>> Begin DATASET ENTRIES

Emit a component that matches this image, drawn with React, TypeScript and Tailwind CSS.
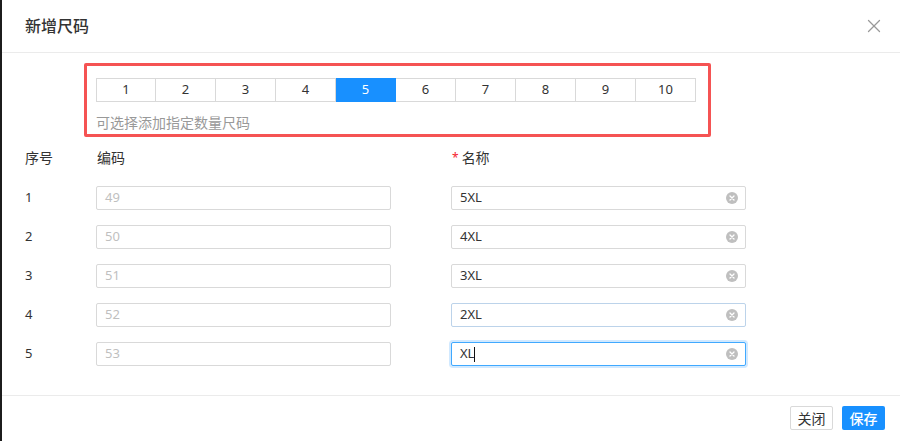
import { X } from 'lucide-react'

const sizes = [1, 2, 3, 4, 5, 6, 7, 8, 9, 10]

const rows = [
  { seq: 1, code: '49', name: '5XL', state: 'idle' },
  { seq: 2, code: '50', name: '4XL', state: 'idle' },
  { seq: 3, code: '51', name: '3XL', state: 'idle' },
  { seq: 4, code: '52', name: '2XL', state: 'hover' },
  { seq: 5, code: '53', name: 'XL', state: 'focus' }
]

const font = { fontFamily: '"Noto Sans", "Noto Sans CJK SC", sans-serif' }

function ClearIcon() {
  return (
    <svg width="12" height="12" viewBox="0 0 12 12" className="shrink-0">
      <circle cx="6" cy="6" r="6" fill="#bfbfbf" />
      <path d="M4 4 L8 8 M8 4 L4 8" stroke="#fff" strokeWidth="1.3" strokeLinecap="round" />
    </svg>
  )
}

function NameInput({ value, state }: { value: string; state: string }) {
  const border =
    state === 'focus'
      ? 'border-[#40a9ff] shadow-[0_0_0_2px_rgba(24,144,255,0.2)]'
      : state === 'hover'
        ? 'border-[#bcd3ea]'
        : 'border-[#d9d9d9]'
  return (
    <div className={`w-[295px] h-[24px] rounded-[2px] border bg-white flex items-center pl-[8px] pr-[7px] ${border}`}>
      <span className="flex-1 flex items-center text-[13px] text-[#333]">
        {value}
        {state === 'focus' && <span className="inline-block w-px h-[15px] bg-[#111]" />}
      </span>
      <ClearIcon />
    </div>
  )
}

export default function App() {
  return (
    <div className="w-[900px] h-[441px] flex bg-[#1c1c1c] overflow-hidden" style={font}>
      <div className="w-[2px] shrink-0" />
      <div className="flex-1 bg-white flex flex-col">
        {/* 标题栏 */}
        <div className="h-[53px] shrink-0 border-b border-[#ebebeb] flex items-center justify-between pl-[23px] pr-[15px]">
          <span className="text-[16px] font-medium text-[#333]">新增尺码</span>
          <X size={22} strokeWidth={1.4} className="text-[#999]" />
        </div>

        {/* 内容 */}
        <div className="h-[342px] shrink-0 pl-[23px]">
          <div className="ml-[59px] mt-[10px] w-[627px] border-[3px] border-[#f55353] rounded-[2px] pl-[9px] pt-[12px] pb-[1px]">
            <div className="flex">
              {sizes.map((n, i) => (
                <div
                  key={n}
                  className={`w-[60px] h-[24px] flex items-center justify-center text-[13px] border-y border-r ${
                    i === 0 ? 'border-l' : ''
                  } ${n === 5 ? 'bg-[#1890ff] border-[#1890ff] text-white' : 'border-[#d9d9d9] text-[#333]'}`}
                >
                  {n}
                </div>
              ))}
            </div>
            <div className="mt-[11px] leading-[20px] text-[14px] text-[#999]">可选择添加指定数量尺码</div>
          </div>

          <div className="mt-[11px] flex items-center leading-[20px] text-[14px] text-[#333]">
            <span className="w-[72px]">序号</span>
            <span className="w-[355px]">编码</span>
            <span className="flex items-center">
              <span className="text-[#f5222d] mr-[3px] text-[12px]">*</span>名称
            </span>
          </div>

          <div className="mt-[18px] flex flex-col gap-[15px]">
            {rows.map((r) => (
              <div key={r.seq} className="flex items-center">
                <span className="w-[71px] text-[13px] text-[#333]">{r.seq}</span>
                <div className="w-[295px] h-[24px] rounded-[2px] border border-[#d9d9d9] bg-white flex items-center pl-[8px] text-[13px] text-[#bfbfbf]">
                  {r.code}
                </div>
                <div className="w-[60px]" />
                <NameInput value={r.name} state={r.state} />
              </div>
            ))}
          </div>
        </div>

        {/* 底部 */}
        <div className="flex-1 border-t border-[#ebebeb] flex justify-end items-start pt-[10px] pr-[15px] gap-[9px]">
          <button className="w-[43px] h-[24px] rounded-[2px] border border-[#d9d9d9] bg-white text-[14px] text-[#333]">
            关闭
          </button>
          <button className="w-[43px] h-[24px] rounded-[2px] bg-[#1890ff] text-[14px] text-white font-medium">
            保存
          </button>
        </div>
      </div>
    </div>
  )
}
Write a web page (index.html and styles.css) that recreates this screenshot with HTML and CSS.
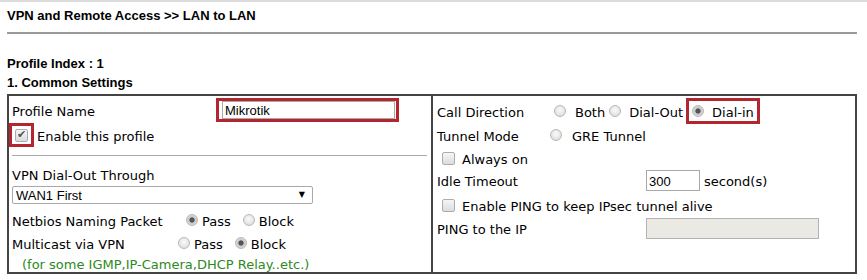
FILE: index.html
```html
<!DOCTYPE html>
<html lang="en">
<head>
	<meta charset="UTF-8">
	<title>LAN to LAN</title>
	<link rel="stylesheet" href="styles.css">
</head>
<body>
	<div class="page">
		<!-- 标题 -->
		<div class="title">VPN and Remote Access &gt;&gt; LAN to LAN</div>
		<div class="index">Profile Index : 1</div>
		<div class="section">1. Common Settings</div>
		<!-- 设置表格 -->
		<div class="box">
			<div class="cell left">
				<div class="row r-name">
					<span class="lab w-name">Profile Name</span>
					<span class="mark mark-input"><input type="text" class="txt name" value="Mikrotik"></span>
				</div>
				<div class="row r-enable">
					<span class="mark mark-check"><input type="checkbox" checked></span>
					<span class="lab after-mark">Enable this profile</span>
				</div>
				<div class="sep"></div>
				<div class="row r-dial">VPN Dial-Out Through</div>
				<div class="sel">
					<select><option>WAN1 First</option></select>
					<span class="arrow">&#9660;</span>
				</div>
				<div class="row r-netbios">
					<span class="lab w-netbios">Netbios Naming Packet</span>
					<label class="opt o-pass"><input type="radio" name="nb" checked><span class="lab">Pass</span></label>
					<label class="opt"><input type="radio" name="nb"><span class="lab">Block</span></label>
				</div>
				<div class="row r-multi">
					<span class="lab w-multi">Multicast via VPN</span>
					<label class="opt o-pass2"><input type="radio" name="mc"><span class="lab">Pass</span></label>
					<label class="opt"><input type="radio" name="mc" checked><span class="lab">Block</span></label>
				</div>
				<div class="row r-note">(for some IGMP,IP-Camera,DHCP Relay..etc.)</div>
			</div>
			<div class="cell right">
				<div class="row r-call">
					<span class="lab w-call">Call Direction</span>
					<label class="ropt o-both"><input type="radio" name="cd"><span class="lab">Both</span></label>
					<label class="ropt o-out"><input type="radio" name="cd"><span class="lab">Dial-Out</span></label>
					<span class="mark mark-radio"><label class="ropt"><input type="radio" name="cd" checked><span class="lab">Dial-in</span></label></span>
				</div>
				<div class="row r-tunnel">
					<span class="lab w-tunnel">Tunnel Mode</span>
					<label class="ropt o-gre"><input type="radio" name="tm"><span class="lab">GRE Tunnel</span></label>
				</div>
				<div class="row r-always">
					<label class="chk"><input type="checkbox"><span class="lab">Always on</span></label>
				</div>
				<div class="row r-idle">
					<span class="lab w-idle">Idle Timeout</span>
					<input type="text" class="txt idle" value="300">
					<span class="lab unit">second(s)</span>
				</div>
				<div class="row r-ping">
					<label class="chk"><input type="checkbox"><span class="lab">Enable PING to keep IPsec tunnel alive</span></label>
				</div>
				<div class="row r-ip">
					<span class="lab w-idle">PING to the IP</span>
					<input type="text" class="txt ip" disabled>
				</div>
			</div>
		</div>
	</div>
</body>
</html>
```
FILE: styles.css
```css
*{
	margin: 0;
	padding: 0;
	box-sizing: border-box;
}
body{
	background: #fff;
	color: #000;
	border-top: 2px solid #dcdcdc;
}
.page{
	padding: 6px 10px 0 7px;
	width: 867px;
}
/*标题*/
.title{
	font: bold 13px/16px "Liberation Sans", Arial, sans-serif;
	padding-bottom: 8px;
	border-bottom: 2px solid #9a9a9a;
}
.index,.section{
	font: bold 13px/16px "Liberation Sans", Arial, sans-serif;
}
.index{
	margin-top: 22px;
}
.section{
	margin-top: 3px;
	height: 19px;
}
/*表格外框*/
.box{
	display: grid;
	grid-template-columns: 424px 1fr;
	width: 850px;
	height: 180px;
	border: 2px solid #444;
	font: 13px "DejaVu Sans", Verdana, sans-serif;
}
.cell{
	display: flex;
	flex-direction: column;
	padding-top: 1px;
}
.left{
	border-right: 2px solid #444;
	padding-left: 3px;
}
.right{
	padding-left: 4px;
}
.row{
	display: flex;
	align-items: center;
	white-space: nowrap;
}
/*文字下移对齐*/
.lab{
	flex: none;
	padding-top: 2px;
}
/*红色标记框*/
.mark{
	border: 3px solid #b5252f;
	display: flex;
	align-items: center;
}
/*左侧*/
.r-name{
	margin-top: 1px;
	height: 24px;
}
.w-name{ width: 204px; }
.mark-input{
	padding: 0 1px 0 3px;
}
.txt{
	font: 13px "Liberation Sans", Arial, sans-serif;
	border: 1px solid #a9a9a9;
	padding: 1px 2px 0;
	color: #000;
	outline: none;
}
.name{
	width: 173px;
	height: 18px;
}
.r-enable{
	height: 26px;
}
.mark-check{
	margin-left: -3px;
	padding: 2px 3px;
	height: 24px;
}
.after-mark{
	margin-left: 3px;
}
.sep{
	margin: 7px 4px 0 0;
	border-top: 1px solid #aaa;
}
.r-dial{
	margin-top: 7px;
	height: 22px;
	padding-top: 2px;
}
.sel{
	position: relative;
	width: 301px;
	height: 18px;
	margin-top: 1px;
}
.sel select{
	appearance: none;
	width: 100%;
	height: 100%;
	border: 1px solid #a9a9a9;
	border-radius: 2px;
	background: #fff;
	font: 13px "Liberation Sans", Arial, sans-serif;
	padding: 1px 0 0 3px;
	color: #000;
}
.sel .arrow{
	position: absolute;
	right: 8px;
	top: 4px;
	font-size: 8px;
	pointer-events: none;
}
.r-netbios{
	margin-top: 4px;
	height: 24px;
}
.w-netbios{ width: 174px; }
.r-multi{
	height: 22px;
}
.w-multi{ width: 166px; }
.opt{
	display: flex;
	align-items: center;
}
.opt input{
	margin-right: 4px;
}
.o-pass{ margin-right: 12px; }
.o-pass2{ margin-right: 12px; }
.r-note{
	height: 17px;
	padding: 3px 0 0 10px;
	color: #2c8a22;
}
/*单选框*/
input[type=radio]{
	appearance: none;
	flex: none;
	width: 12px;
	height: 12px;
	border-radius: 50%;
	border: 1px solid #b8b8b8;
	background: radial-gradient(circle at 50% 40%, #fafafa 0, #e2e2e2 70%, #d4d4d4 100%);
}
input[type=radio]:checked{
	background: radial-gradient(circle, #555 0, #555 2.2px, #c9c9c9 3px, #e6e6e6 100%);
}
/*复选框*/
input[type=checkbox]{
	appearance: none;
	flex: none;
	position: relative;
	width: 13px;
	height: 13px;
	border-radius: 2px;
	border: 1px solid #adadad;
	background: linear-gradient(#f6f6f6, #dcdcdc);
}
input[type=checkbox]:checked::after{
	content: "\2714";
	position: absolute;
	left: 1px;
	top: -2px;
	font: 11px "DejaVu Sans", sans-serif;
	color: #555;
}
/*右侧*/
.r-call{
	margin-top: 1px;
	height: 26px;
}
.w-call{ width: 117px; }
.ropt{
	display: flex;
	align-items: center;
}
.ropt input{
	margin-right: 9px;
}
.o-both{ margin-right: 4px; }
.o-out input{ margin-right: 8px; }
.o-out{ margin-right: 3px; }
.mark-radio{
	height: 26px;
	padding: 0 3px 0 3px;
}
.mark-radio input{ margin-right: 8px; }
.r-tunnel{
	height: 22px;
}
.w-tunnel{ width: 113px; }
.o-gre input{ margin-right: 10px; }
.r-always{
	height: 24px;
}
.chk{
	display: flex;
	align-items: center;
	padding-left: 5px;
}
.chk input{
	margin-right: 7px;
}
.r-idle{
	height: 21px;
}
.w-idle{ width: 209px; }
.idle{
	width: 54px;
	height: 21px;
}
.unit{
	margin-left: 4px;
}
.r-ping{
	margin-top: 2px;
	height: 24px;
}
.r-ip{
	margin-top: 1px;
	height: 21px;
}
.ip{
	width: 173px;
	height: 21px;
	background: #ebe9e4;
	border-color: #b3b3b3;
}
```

>> End DATASET ENTRIES

**PROBLEM TO SOLVE:** The required output is the exact run of lines from the start of the records through the line containing "const sizes = [1, 2, 3, 4, 5, 6, 7, 8, 9, 10]", both ends included, with no pictures.

**CORRECT RESULT:**
Emit a component that matches this image, drawn with React, TypeScript and Tailwind CSS.
import { X } from 'lucide-react'

const sizes = [1, 2, 3, 4, 5, 6, 7, 8, 9, 10]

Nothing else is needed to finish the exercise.